Quote every line of the data below as it stands, omitting pictures.

**Data section**
==========
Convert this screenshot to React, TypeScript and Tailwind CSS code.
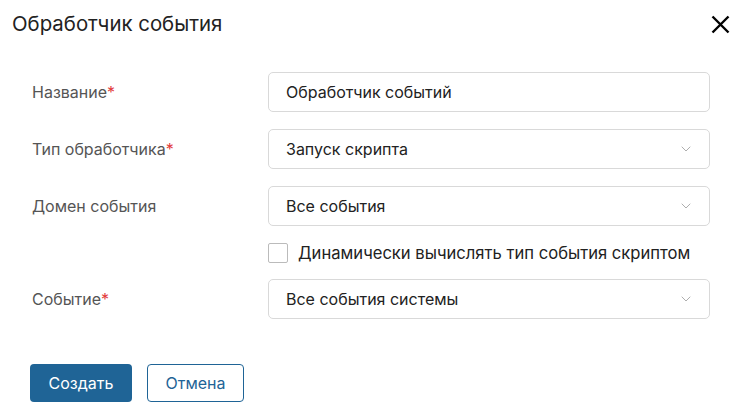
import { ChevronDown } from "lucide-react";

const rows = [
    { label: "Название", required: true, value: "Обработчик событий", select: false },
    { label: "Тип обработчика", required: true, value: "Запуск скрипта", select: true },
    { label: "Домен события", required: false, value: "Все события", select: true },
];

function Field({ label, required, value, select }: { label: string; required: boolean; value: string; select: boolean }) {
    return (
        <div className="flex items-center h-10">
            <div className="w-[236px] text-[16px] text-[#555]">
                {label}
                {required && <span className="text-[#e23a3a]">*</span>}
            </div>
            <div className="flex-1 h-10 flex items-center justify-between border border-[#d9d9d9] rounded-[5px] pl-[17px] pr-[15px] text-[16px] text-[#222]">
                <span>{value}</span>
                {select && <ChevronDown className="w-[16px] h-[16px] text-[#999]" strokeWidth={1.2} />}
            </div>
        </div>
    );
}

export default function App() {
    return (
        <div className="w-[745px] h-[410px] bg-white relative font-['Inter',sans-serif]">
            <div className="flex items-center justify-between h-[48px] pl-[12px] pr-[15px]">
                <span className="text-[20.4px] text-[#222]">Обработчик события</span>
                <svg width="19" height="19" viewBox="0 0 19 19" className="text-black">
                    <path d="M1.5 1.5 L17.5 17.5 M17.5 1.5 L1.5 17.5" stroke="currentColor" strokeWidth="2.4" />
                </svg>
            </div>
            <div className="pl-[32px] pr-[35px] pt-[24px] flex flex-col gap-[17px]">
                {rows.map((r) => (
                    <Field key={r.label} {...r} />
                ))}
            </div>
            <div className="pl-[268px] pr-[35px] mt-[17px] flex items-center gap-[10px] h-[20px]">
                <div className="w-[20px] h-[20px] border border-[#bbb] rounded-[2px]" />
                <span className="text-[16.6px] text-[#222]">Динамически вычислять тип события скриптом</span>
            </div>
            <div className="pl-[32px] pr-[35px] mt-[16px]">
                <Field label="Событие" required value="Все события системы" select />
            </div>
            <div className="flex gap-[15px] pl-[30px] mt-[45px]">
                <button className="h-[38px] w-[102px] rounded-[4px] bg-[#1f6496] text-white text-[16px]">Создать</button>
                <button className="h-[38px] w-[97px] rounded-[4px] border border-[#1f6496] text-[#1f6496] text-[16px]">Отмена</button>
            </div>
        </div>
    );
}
==========
**The response**
Convert this screenshot to React, TypeScript and Tailwind CSS code.
import { ChevronDown } from "lucide-react";

const rows = [
    { label: "Название", required: true, value: "Обработчик событий", select: false },
    { label: "Тип обработчика", required: true, value: "Запуск скрипта", select: true },
    { label: "Домен события", required: false, value: "Все события", select: true },
];

function Field({ label, required, value, select }: { label: string; required: boolean; value: string; select: boolean }) {
    return (
        <div className="flex items-center h-10">
            <div className="w-[236px] text-[16px] text-[#555]">
                {label}
                {required && <span className="text-[#e23a3a]">*</span>}
            </div>
            <div className="flex-1 h-10 flex items-center justify-between border border-[#d9d9d9] rounded-[5px] pl-[17px] pr-[15px] text-[16px] text-[#222]">
                <span>{value}</span>
                {select && <ChevronDown className="w-[16px] h-[16px] text-[#999]" strokeWidth={1.2} />}
            </div>
        </div>
    );
}

export default function App() {
    return (
        <div className="w-[745px] h-[410px] bg-white relative font-['Inter',sans-serif]">
            <div className="flex items-center justify-between h-[48px] pl-[12px] pr-[15px]">
                <span className="text-[20.4px] text-[#222]">Обработчик события</span>
                <svg width="19" height="19" viewBox="0 0 19 19" className="text-black">
                    <path d="M1.5 1.5 L17.5 17.5 M17.5 1.5 L1.5 17.5" stroke="currentColor" strokeWidth="2.4" />
                </svg>
            </div>
            <div className="pl-[32px] pr-[35px] pt-[24px] flex flex-col gap-[17px]">
                {rows.map((r) => (
                    <Field key={r.label} {...r} />
                ))}
            </div>
            <div className="pl-[268px] pr-[35px] mt-[17px] flex items-center gap-[10px] h-[20px]">
                <div className="w-[20px] h-[20px] border border-[#bbb] rounded-[2px]" />
                <span className="text-[16.6px] text-[#222]">Динамически вычислять тип события скриптом</span>
            </div>
            <div className="pl-[32px] pr-[35px] mt-[16px]">
                <Field label="Событие" required value="Все события системы" select />
            </div>
            <div className="flex gap-[15px] pl-[30px] mt-[45px]">
                <button className="h-[38px] w-[102px] rounded-[4px] bg-[#1f6496] text-white text-[16px]">Создать</button>
                <button className="h-[38px] w-[97px] rounded-[4px] border border-[#1f6496] text-[#1f6496] text-[16px]">Отмена</button>
            </div>
        </div>
    );
}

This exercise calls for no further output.